Jay Short, president of Short and Paulk, Chuck Bankston, president of Bankston Lumber, Jim Moody, president of Construction Suppliers Association, and Garrett Pepper, account executive at Federated Insurance, visited lawmakers in the U.S. Congress April 1 during the NLBMDA's annual legislative conference. Photo by Steve Campbell
Jay Short, president of Short and Paulk, Chuck Bankston, president of Bankston Lumber, Jim Moody, president of Construction Suppliers Association, and Garrett Pepper, account executive at Federated Insurance, visited lawmakers in the U.S. Congress April 1 during the NLBMDA's annual legislative conference. Photo by Steve Campbell

America’s LBM dealers came to the Nation’s Capital, March 31 to April 2, to talk to their members of Congress about the National Lumber and Building Materials Dealers Association  legislative priorities for the coming year.

Top on the list of legislative items sought by dealers visiting Washington, D.C., is the “Innocent Sellers Fairness Act,” (H.R.2746), a bill designed to shield dealers and other retail businesses from product liability lawsuits.

The trade association says the cost defending against the lawsuits runs from $50,000 to $100,000. The high price tag forces many dealers to settle, regardless of the merits of a case, just to avoid the higher costs of going to court as well as the legal jeopardy of a jury decision.

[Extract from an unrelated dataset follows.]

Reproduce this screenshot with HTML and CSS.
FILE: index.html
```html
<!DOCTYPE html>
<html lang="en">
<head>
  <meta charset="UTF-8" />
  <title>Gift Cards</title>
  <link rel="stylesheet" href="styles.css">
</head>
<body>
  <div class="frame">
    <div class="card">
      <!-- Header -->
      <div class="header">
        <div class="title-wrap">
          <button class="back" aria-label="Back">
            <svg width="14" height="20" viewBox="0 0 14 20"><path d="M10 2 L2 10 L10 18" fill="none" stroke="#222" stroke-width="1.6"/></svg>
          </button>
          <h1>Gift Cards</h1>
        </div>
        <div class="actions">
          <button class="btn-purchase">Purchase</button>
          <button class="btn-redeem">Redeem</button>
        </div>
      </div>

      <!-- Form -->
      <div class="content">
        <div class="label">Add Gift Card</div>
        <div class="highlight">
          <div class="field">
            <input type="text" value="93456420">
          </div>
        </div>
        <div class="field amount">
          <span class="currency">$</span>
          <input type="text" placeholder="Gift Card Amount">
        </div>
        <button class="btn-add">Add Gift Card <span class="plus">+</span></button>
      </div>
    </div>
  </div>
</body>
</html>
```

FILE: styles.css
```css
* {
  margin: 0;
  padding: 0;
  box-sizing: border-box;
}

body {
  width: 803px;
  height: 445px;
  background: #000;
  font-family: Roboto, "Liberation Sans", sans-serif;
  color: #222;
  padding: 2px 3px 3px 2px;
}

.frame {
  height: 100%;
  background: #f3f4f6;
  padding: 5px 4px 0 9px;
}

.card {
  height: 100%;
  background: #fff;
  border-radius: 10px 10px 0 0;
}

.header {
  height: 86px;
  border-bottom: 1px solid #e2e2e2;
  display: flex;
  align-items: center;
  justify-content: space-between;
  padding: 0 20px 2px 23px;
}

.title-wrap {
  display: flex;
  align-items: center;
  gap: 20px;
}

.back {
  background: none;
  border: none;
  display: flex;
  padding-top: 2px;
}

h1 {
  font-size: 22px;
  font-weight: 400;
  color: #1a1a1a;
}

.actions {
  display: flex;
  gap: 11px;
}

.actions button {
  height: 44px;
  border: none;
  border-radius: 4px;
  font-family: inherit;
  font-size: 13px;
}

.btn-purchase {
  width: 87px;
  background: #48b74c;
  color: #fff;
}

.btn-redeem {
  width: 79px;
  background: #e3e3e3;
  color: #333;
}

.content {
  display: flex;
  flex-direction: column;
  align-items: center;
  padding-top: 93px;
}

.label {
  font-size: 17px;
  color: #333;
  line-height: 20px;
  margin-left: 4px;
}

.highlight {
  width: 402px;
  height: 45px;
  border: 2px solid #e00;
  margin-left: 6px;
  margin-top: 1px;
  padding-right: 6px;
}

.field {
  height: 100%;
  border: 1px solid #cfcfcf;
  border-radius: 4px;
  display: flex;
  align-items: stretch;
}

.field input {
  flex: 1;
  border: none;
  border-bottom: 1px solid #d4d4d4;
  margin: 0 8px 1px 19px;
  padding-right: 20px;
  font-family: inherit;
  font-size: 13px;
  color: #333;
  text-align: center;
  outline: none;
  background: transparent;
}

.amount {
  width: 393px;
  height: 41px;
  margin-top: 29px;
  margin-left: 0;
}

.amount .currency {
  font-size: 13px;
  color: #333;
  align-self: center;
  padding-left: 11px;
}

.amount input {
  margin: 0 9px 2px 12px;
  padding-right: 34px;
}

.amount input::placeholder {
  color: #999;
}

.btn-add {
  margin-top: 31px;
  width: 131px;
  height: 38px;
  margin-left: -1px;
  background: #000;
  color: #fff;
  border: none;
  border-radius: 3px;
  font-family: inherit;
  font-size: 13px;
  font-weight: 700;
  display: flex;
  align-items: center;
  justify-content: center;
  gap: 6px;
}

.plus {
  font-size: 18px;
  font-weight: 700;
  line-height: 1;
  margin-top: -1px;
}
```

Dealers claim that current law imposes strict liability without wrongdoing on the part of sellers and exposes them to damages allegedly suffered by a plaintiff. H.R. 2746, which has been introduced in previous Congresses, would protect dealers and other businesses from financial penalties in cases where the product failure or damage was caused without the retailer’s knowledge or control.

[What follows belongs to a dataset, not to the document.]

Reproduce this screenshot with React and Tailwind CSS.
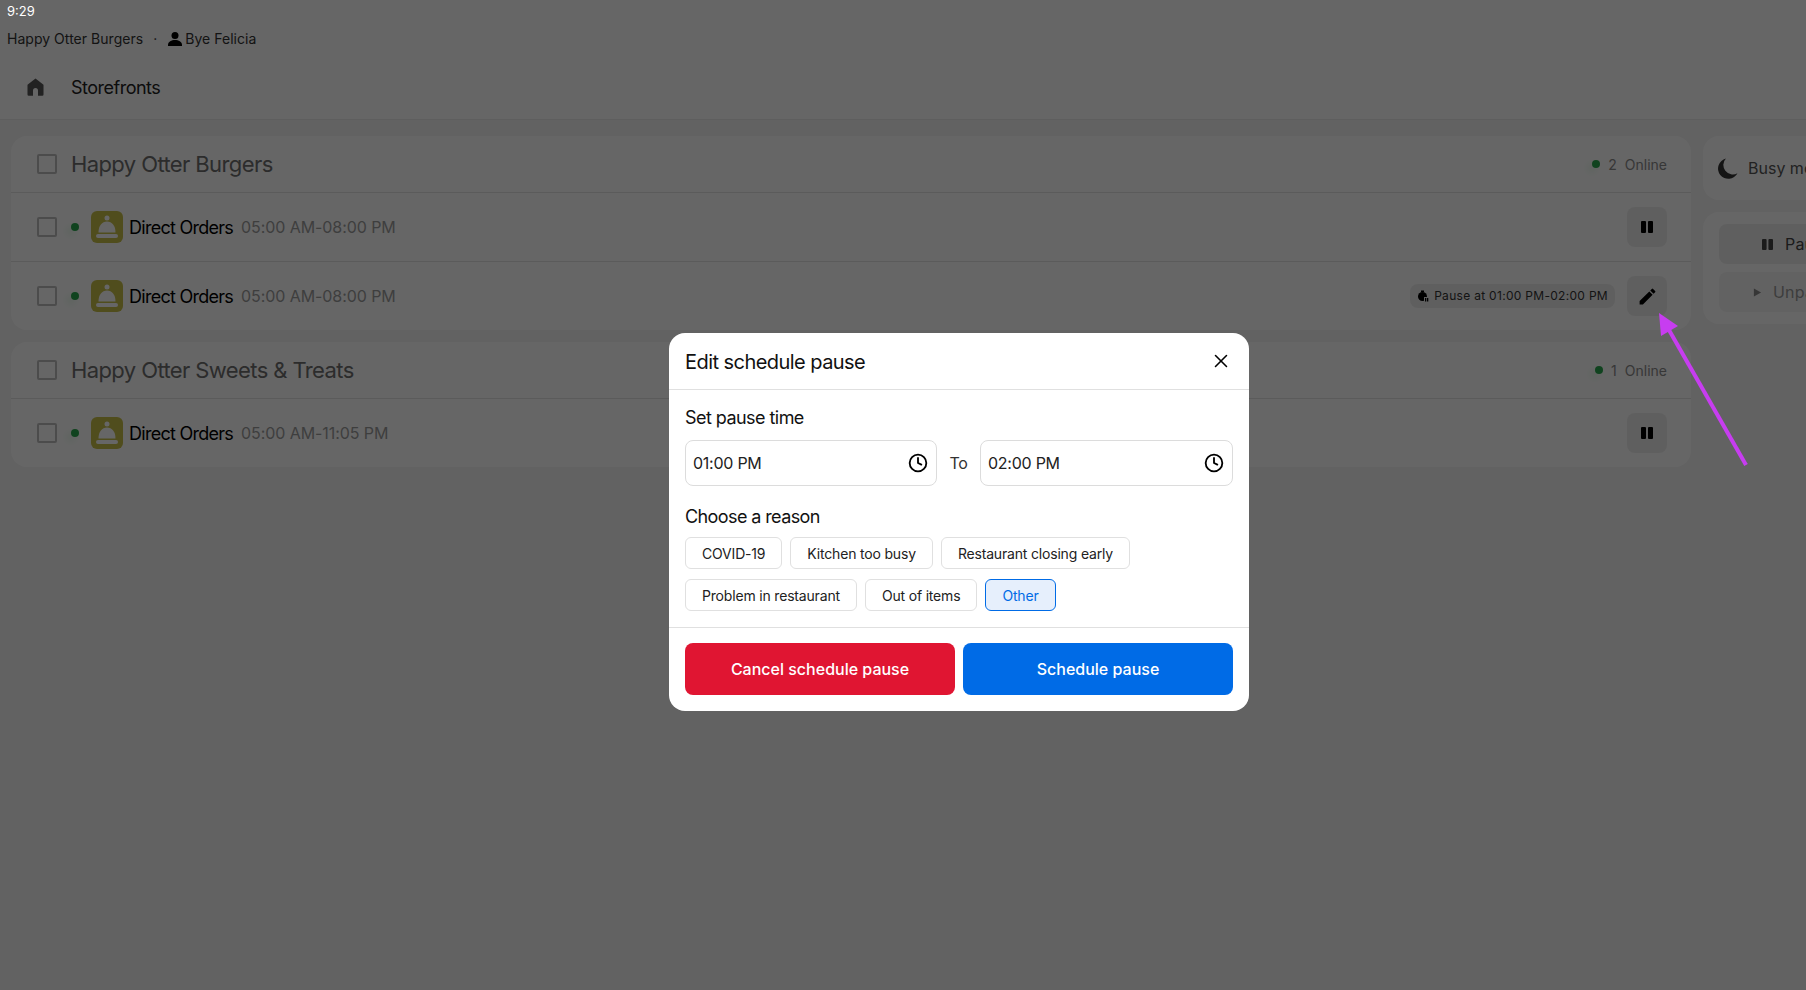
import React from "react";
import { X, Clock } from "lucide-react";

function Check() {
  return <span className="block size-5 shrink-0 rounded-[2px] border-2 border-[#bdbdbd] bg-white" />;
}

function Bell() {
  return (
    <span className="flex size-8 shrink-0 items-center justify-center rounded-md bg-[#c8c04a]">
      <svg viewBox="0 0 32 32" className="size-8">
        <circle cx="16" cy="7" r="2.500" fill="#fff" />
        <path d="M7.500 21.500C7.500 14.500 11 10.500 16 10.500s8.500 4 8.500 11z" fill="#fff" />
        <rect x="5" y="23" width="22" height="4" rx="2" fill="#fff" />
      </svg>
    </span>
  );
}

function Dot() {
  return <span className="block size-2 shrink-0 rounded-full bg-[#2aa84e] shadow-[-4px_4px_6px_rgba(47,200,92,0.12)]" />;
}

function PauseIcon({ className }) {
  return (
    <svg viewBox="0 0 12 12" className={className} fill="currentColor">
      <rect x="0" y="0" width="5" height="12" rx="1" />
      <rect x="7" y="0" width="5" height="12" rx="1" />
    </svg>
  );
}

function SquareBtn({ children }) {
  return (
    <span className="flex size-10 items-center justify-center rounded-lg bg-[#eeeeee] text-black">{children}</span>
  );
}

function Row({ time, children, border }) {
  return (
    <div className={`flex items-center pl-[26px] pr-6 ${border ? "h-[69px] border-b border-[#e3e3e3]" : "h-[68px]"}`}>
      <Check />
      <span className="ml-[14px]"><Dot /></span>
      <span className="ml-3"><Bell /></span>
      <span className="ml-1.5 pt-px text-[18px] tracking-[-0.73px] text-black">Direct Orders</span>
      <span className="ml-2 text-[16px] tracking-[-0.08px] text-[#9c9c9c]">{time}</span>
      <div className="ml-auto flex items-center gap-[12px]">{children}</div>
    </div>
  );
}

function CardHead({ title, count }) {
  return (
    <div className="flex h-[57px] items-center border-b border-[#e3e3e3] pl-[26px] pr-6">
      <Check />
      <span className="ml-[14px] pt-px text-[22px] tracking-[-0.6px] text-[#6e6e6e]">{title}</span>
      <span className="ml-auto flex items-center text-[14px] text-[#8a8a8a]">
        <Dot />
        <span className="ml-2">{count}</span>
        <span className="ml-2">Online</span>
      </span>
    </div>
  );
}

function Chip({ children, active }) {
  return (
    <span
      className={`flex h-8 items-center rounded-md border px-4 text-[14px] tracking-[-0.18px] ${
        active ? "border-[#006be6] bg-[#e6effc] text-[#006be6]" : "border-[#e0e0e0] bg-white text-[#222]"
      }`}
    >
      {children}
    </span>
  );
}

function TimeInput({ value, className }) {
  return (
    <div className={`flex h-[46px] items-center justify-between rounded-lg border border-[#dcdcdc] pl-[7px] pr-2 ${className}`}>
      <span className="text-[16px] tracking-[-0.25px] text-[#222]">{value}</span>
      <Clock className="size-5 text-black" strokeWidth={2.2} />
    </div>
  );
}

export default function App() {
  return (
    <div className="relative h-[990px] w-[1806px] overflow-hidden bg-[#f6f6f6] font-['Inter',sans-serif]">
      <div className="bg-white">
        <div className="relative z-10 flex h-[24px] items-center pl-[7px] text-[13px] text-white">9:29</div>
        <div className="flex h-[30px] items-center pb-[1px] pl-[7px] text-[14px] tracking-[0.03px] text-[#333]">
          <span>Happy Otter Burgers</span>
          <span className="mx-[10px]">·</span>
          <svg viewBox="0 0 16 16" className="size-4 text-black" fill="currentColor">
            <circle cx="8" cy="4.5" r="3.5" />
            <path d="M1 14c0-3.2 3.5-5 7-5s7 1.800 7 5v1H1z" />
          </svg>
          <span className="ml-[2px]">Bye Felicia</span>
        </div>
        <div className="flex h-[66px] items-center border-b border-[#ececec] pl-[27px]">
          <svg viewBox="0 0 17 18" className="h-[18px] w-[17px] text-[#555]" fill="currentColor">
            <path d="M8.500 0.500L16.500 6.800V16.500a1.200 1.200 0 0 1-1.200 1.200H11V12.500a2.500 2.500 0 0 0-5 0v5.200H1.700a1.200 1.200 0 0 1-1.200-1.200V6.800z" />
          </svg>
          <span className="ml-[27px] pt-px text-[18px] tracking-[-0.5px] text-[#222]">Storefronts</span>
        </div>
      </div>

      <div className="flex gap-3 pl-[11px] pt-4">
        <div className="flex w-[1680px] shrink-0 flex-col gap-3">
          <div className="rounded-2xl bg-white">
            <CardHead title="Happy Otter Burgers" count="2" />
            <Row time="05:00 AM-08:00 PM" border>
              <SquareBtn><PauseIcon className="size-3" /></SquareBtn>
            </Row>
            <Row time="05:00 AM-08:00 PM">
              <span className="flex h-6 items-center gap-[5px] rounded-lg bg-[#eeeeee] px-[7px] text-[12px] tracking-[0.3px] text-[#333]">
                <svg viewBox="0 0 12 12" className="size-3 text-black" fill="currentColor">
                  <circle cx="5.500" cy="6.500" r="4.500" />
                  <rect x="4" y="0.500" width="3" height="1.500" />
                  <rect x="7" y="7" width="5" height="5" fill="#eee" />
                  <rect x="8" y="8" width="1.300" height="3.500" />
                  <rect x="10" y="8" width="1.300" height="3.500" />
                </svg>
                Pause at 01:00 PM-02:00 PM
              </span>
              <SquareBtn>
                <svg viewBox="0 0 24 24" className="size-[21px]" fill="currentColor">
                  <path d="M3 17.250V21h3.750L17.810 9.940l-3.750-3.750L3 17.250zM20.710 7.040a1 1 0 0 0 0-1.410l-2.340-2.340a1 1 0 0 0-1.410 0l-1.830 1.830 3.750 3.750 1.830-1.830z" />
                </svg>
              </SquareBtn>
            </Row>
          </div>
          <div className="rounded-2xl bg-white">
            <CardHead title="Happy Otter Sweets & Treats" count="1" />
            <Row time="05:00 AM-11:05 PM">
              <SquareBtn><PauseIcon className="size-3" /></SquareBtn>
            </Row>
          </div>
        </div>

        <div className="flex w-[260px] shrink-0 flex-col gap-3">
          <div className="flex h-[64px] items-center rounded-2xl bg-white pl-[14px]">
            <svg viewBox="0 0 20 20" className="size-[21px] text-[#333]" fill="currentColor">
              <path d="M8.500 0.500A9.800 9.800 0 1 0 19.500 14.500A9 9 0 0 1 8.500 0.500z" />
            </svg>
            <span className="ml-[10px] text-[16px] text-[#555]">Busy mode</span>
          </div>
          <div className="flex h-[112px] flex-col gap-2 rounded-2xl bg-white px-4 py-3">
            <div className="flex h-10 items-center rounded-lg bg-[#eeeeee] pl-[43px] text-[16px] tracking-[0.2px] text-[#444]">
              <PauseIcon className="size-[11px] text-[#444]" />
              <span className="ml-3">Pause all</span>
            </div>
            <div className="flex h-10 items-center rounded-lg bg-[#f5f5f5] pl-[34px] text-[16px] tracking-[0.2px] text-[#999]">
              <svg viewBox="0 0 10 10" className="size-[9px] text-[#888]" fill="currentColor"><path d="M1 0.500L9 5L1 9.500z" /></svg>
              <span className="ml-[11px]">Unpause all</span>
            </div>
          </div>
        </div>
      </div>

      <div className="absolute inset-0 bg-black/60" />

      <svg viewBox="0 0 1806 990" className="absolute inset-0 h-[990px] w-[1806px]">
        <line x1="1746" y1="465" x2="1669" y2="330" stroke="#c73df0" strokeWidth="4" />
        <path d="M1659 313L1678 326L1661 336z" fill="#c73df0" />
      </svg>

      <div className="absolute left-[669px] top-[333px] h-[378px] w-[580px] rounded-2xl bg-white">
        <div className="flex h-[57px] items-center justify-between border-b border-[#e0e0e0] pl-4 pr-[17px]">
          <span className="pt-px text-[20px] tracking-[-0.55px] text-[#111]">Edit schedule pause</span>
          <X className="size-[22px] text-black" strokeWidth={1.7} />
        </div>
        <div className="h-[238px] border-b border-[#e0e0e0] px-4">
          <div className="flex h-[42px] items-end pb-[2px] text-[18px] leading-6 tracking-[-0.55px] text-[#111]">Set pause time</div>
          <div className="mt-2 flex items-center">
            <TimeInput value="01:00 PM" className="w-[252px]" />
            <span className="w-[43px] text-center text-[16px] tracking-[-0.25px] text-[#333]">To</span>
            <TimeInput value="02:00 PM" className="w-[253px]" />
          </div>
          <div className="mt-[19px] text-[18px] leading-6 tracking-[-0.6px] text-[#111]">Choose a reason</div>
          <div className="mt-[8px] flex flex-wrap gap-x-2 gap-y-[10px]">
            <Chip>COVID-19</Chip>
            <Chip>Kitchen too busy</Chip>
            <Chip>Restaurant closing early</Chip>
            <Chip>Problem in restaurant</Chip>
            <Chip>Out of items</Chip>
            <Chip active>Other</Chip>
          </div>
        </div>
        <div className="flex gap-2 px-4 pt-[15px]">
          <span className="flex h-[52px] flex-1 items-center justify-center rounded-lg bg-[#e01532] text-[16px] font-medium text-white">Cancel schedule pause</span>
          <span className="flex h-[52px] flex-1 items-center justify-center rounded-lg bg-[#006be6] text-[16px] font-medium text-white">Schedule pause</span>
        </div>
      </div>
    </div>
  );
}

Another legislative priority for NLBMDA is reform of the EPA’s Lead: Renovation, Repair and Painting rule to make the regulation “more reasonable” for remodelers, contractors, and homeowners, while still protecting pregnant women and children younger than 6 years old from exposure to lead.

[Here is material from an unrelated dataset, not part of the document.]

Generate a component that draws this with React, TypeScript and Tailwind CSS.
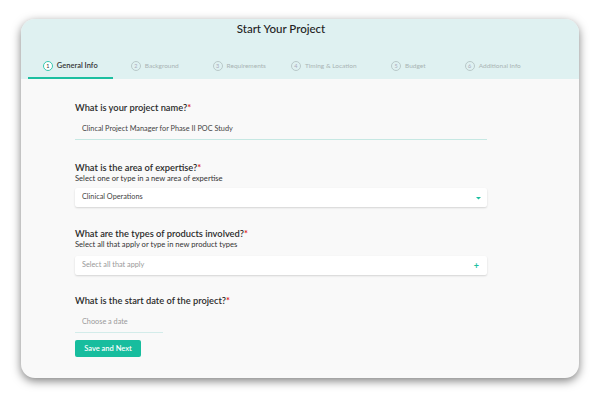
import React from 'react';

const STEPS = [
  'General Info',
  'Background',
  'Requirements',
  'Timing & Location',
  'Budget',
  'Additional Info',
];

function Label({ text, help }: { text: string; help?: string }) {
  return (
    <div>
      <div className="text-[9.3px] leading-[12px] font-semibold text-[#2b2b2b]">
        {text}
        <span className="text-[#e02020]">*</span>
      </div>
      {help && <div className="text-[7.6px] leading-[9px] text-[#333]">{help}</div>}
    </div>
  );
}

export default function App() {
  return (
    <div
      className="w-[600px] h-[400px] bg-white pt-[19px] pl-[21px]"
      style={{ fontFamily: 'Lato, "Noto Sans", sans-serif' }}
    >
      <div className="w-[558px] h-[359px] rounded-[14px] overflow-hidden bg-[#f9f9f9] shadow-[0_3px_10px_rgba(0,0,0,0.5)]">
        <div className="h-[60px] bg-[#dff1f1] flex flex-col">
          <div className="h-[20px] leading-[20px] text-center pr-[38px] text-[11.5px] font-medium text-[#222]">
            Start Your Project
          </div>
          <div className="mt-auto ml-[7px] w-[507px] grid grid-cols-6">
            {STEPS.map((s, i) => {
              const active = i === 0;
              return (
                <div
                  key={s}
                  className={
                    'h-[24px] flex items-center justify-center gap-[4px] border-b-2 ' +
                    (active ? 'border-[#1cbfa0]' : 'border-transparent')
                  }
                >
                  <span
                    className={
                      'w-[10px] h-[10px] rounded-full flex items-center justify-center text-[5.5px] ' +
                      (active
                        ? 'border border-[#37c9b0] text-[#333] bg-white'
                        : 'border border-[#b9c9c9] text-[#aab]')
                    }
                  >
                    {i + 1}
                  </span>
                  <span
                    className={
                      active
                        ? 'text-[7.5px] font-semibold text-[#333]'
                        : 'text-[6.5px] text-[#a9b4b4]'
                    }
                  >
                    {s}
                  </span>
                </div>
              );
            })}
          </div>
        </div>

        <div className="pl-[54px] w-[466px] flex flex-col">
          <div className="mt-[23px]">
            <Label text="What is your project name?" />
          </div>
          <div className="mt-[5px] h-[21px] flex items-center px-[7px] text-[7.3px] text-[#444] border-b-[1.5px] border-[#c6e8e3]">
            Clincal Project Manager for Phase II POC Study
          </div>

          <div className="mt-[22px]">
            <Label
              text="What is the area of expertise?"
              help="Select one or type in a new area of expertise"
            />
          </div>
          <div className="mt-[5px] h-[19px] flex items-center justify-between px-[7px] bg-white rounded-[2px] shadow-[0_1px_2px_rgba(0,0,0,0.15)]">
            <span className="text-[7.3px] text-[#444]">Clinical Operations</span>
            <svg width="5" height="4" viewBox="0 0 5 4" className="mr-[-1px]">
              <path d="M0 1 L5 1 L2.5 3.5 Z" fill="#1cbfa0" />
            </svg>
          </div>

          <div className="mt-[21px]">
            <Label
              text="What are the types of products involved?"
              help="Select all that apply or type in new product types"
            />
          </div>
          <div className="mt-[7px] h-[19px] flex items-center justify-between px-[7px] bg-white rounded-[2px] shadow-[0_1px_2px_rgba(0,0,0,0.15)]">
            <span className="text-[7.3px] text-[#999]">Select all that apply</span>
            <span className="text-[#1cbfa0] text-[9px] font-bold leading-none mr-[1px]">+</span>
          </div>

          <div className="mt-[20px]">
            <Label text="What is the start date of the project?" />
          </div>
          <div className="mt-[6px] w-[88px] h-[20px] flex items-center px-[7px] text-[7.3px] text-[#999] border-b-[1.5px] border-[#d3ecea]">
            Choose a date
          </div>
          <button className="mt-[7px] w-[66px] h-[17px] rounded-[2px] bg-[#17bd9e] text-white text-[7.5px] font-semibold">
            Save and Next
          </button>
        </div>
      </div>
    </div>
  );
}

The trade group says the LRRP rule originally had an opt-out provision allowing homeowners to waive testing and the use of special work practices if there were no pregnant or young children in the home. The group is also concerned about the EPA’s failure to identify an accurate lead paint test kit. Current testing practices produce false positives that lead to costly and unnecessary lead paint remediation.

They asked Congress members to support “The Lead Exposure Reduction Amendments Act (H.R.2093 and S.484) that:

  • Restores the opt out provision for homeowners with no small children or pregnant women living in the home;
  • Suspends the rule for built after 1960 where there are no pregnant women or small children living there, if the EPA fails to approve a test kit that passes regulatory requirements;
  • Prohibits EPA from expanding the rule to commercial or public buildings, until after it conducts a study assessing the need for an expansion; and,
  • Provides a “de minimis” exemption for first-time paperwork non-compliance by certified contractors.

NLBMDA members also asked Congress to preserve the homeowner mortgage interest deduction. They noted that while the housing market appears to be on the mend, that recovery is too fragile at this point to make any move that would discourage home buying. “Our message to Congress is don’t hurt housing,” says Jay Short, president of Short & Paulk Supply in Tifton, Ga.